# GIVEN MATERIAL start
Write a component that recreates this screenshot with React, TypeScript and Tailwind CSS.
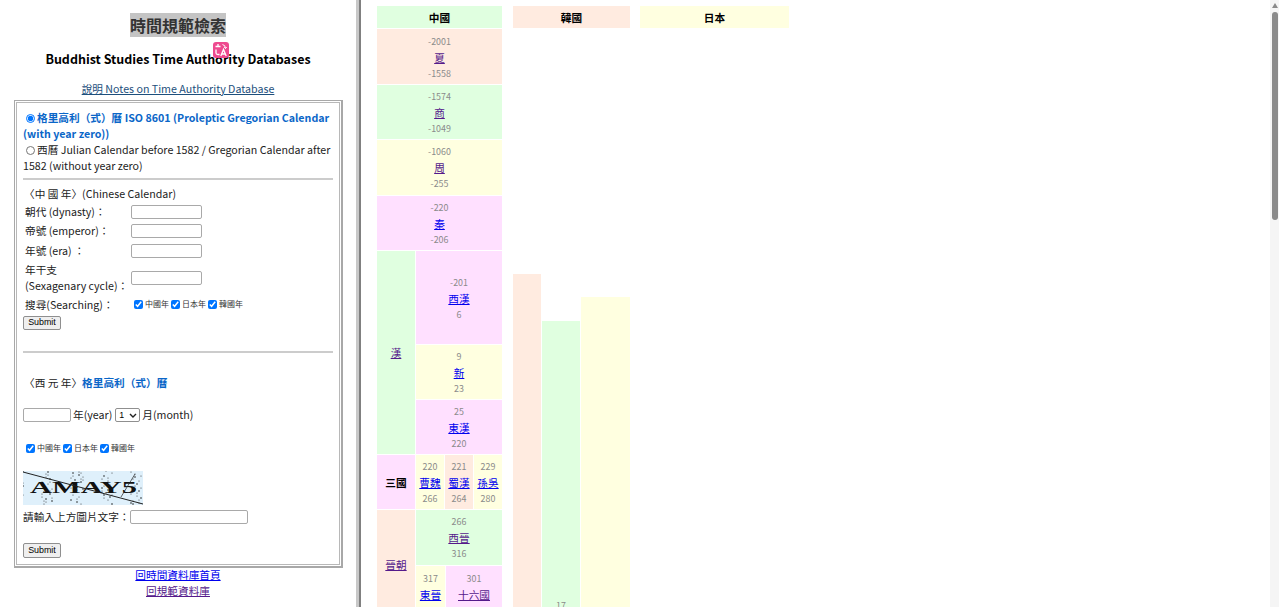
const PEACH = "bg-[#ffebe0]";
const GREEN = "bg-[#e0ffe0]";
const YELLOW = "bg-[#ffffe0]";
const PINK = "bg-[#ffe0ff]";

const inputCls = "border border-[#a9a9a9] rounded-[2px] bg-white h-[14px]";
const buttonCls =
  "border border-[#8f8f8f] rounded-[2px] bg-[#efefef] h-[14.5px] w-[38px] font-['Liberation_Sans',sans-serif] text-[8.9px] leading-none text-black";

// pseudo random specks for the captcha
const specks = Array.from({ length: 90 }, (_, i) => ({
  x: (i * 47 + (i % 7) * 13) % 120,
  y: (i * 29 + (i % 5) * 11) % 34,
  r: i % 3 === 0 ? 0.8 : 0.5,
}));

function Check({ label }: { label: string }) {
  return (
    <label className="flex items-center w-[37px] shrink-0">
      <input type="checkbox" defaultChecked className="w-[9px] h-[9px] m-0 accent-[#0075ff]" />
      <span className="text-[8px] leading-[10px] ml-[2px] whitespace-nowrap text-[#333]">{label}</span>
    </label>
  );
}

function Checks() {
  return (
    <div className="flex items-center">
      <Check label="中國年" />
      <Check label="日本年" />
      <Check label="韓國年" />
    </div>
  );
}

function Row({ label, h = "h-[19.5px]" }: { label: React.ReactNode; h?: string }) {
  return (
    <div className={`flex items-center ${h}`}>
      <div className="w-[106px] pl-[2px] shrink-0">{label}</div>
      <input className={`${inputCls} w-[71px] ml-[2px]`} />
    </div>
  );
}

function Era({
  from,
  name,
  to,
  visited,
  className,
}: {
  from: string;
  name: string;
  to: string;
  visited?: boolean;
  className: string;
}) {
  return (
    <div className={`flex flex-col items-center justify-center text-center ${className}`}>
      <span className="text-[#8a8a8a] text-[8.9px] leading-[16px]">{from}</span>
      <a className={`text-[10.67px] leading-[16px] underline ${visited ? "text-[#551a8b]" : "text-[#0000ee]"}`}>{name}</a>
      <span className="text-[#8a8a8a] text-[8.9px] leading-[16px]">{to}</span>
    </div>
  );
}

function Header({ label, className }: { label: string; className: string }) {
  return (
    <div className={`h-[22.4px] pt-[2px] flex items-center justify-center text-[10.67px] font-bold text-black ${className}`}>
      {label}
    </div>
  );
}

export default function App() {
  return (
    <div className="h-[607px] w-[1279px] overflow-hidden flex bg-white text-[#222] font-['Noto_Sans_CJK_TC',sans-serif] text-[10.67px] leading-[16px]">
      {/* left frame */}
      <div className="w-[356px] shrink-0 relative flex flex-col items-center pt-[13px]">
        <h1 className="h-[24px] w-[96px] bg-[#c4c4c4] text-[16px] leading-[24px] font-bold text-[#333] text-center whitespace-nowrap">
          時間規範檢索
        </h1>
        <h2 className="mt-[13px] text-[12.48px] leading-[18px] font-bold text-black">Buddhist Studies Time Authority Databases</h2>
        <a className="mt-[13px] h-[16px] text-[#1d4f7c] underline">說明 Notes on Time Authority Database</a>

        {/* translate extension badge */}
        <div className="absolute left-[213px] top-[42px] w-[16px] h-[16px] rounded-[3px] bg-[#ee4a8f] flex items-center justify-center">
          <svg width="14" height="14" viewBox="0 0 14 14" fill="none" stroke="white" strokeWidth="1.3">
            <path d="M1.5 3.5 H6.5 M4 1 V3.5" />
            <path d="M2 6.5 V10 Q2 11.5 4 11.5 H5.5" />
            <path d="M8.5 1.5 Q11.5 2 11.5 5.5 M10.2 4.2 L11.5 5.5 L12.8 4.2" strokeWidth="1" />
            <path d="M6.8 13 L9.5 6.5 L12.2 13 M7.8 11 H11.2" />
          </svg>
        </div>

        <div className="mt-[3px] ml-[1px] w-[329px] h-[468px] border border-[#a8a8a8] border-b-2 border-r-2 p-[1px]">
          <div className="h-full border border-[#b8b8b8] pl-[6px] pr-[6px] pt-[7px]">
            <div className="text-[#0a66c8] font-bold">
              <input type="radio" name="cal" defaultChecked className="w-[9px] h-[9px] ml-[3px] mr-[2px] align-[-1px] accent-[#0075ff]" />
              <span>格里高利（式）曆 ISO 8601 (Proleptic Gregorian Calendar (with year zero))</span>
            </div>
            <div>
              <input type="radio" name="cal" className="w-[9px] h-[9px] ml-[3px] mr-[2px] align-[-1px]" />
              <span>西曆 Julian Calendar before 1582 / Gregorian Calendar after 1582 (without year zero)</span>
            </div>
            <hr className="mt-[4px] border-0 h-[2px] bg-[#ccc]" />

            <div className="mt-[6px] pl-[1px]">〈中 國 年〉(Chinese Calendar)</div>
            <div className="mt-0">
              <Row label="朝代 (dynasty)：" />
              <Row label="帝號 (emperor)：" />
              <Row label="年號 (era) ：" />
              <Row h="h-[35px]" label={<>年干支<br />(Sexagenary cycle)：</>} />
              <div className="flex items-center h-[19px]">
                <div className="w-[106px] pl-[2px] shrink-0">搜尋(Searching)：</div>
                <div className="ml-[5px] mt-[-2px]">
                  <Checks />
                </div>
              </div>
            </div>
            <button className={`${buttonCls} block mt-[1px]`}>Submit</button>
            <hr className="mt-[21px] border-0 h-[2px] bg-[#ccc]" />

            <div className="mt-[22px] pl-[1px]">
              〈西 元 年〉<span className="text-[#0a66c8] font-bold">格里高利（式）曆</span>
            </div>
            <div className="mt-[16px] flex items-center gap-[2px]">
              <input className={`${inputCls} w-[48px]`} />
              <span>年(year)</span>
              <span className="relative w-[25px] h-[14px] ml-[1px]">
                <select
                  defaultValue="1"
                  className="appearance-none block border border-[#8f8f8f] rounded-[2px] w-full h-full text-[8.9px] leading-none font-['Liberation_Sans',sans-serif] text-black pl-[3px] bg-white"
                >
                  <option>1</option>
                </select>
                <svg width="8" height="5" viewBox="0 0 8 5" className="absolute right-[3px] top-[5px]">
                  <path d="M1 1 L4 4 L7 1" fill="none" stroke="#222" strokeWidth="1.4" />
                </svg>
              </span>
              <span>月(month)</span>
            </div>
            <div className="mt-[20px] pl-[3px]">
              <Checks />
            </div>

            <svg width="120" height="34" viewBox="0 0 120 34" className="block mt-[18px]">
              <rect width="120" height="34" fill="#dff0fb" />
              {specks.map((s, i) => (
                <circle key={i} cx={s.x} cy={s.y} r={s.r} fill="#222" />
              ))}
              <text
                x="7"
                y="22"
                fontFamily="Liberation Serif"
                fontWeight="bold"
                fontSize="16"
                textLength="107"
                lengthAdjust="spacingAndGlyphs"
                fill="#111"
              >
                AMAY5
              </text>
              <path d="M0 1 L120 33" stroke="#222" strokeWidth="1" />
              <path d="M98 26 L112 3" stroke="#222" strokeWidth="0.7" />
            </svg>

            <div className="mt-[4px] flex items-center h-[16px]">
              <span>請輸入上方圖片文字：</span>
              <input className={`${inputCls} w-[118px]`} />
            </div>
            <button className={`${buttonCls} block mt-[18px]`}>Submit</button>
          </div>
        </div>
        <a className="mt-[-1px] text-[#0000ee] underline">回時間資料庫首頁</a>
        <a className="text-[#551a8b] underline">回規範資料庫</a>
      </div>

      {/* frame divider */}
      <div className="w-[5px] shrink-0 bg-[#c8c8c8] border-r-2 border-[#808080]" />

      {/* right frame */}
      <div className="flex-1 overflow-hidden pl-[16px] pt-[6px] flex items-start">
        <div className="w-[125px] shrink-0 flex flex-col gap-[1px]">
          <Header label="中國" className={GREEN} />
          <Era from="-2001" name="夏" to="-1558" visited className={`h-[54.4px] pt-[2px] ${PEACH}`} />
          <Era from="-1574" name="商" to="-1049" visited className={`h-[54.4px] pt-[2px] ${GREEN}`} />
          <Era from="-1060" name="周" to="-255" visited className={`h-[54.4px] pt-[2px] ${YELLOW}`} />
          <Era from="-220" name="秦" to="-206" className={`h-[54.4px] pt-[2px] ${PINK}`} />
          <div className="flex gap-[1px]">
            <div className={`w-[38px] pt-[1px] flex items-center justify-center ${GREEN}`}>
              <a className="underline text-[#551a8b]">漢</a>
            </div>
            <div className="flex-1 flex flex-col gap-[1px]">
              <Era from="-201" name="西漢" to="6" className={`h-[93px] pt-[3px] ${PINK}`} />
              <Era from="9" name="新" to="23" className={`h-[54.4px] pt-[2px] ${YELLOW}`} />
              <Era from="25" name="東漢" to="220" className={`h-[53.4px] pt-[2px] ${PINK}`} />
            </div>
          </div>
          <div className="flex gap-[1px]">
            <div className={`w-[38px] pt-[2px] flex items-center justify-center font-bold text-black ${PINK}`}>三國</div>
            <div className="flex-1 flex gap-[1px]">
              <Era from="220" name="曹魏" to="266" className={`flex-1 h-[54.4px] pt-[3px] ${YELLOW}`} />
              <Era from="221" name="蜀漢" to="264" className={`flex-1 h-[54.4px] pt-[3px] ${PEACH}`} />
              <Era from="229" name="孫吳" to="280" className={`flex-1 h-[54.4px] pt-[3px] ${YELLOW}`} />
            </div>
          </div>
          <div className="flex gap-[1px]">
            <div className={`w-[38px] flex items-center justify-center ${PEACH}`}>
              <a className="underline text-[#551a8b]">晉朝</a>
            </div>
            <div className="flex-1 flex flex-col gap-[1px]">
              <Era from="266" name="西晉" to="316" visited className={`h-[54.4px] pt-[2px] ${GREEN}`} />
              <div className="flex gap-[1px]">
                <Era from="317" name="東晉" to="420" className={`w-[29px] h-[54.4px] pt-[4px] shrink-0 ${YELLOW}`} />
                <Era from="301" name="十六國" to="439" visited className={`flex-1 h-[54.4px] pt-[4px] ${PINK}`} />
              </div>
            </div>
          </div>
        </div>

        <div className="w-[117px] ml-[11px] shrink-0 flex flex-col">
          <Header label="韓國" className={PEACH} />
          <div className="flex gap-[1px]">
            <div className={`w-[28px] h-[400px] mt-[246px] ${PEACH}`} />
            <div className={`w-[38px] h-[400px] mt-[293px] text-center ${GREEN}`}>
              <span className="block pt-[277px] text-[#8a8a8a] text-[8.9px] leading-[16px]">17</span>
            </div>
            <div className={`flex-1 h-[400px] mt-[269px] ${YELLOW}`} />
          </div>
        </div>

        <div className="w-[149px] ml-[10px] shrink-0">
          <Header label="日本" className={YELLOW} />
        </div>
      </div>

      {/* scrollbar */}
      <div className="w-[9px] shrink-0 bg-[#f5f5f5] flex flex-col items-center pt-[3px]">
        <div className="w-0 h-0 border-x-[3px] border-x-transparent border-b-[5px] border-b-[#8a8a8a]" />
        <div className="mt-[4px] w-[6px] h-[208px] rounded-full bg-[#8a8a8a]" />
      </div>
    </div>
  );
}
# GIVEN MATERIAL end
Find the word "React" in the data and copy out each line where it turns up.

→ THE SOLUTION
Write a component that recreates this screenshot with React, TypeScript and Tailwind CSS.
function Row({ label, h = "h-[19.5px]" }: { label: React.ReactNode; h?: string }) {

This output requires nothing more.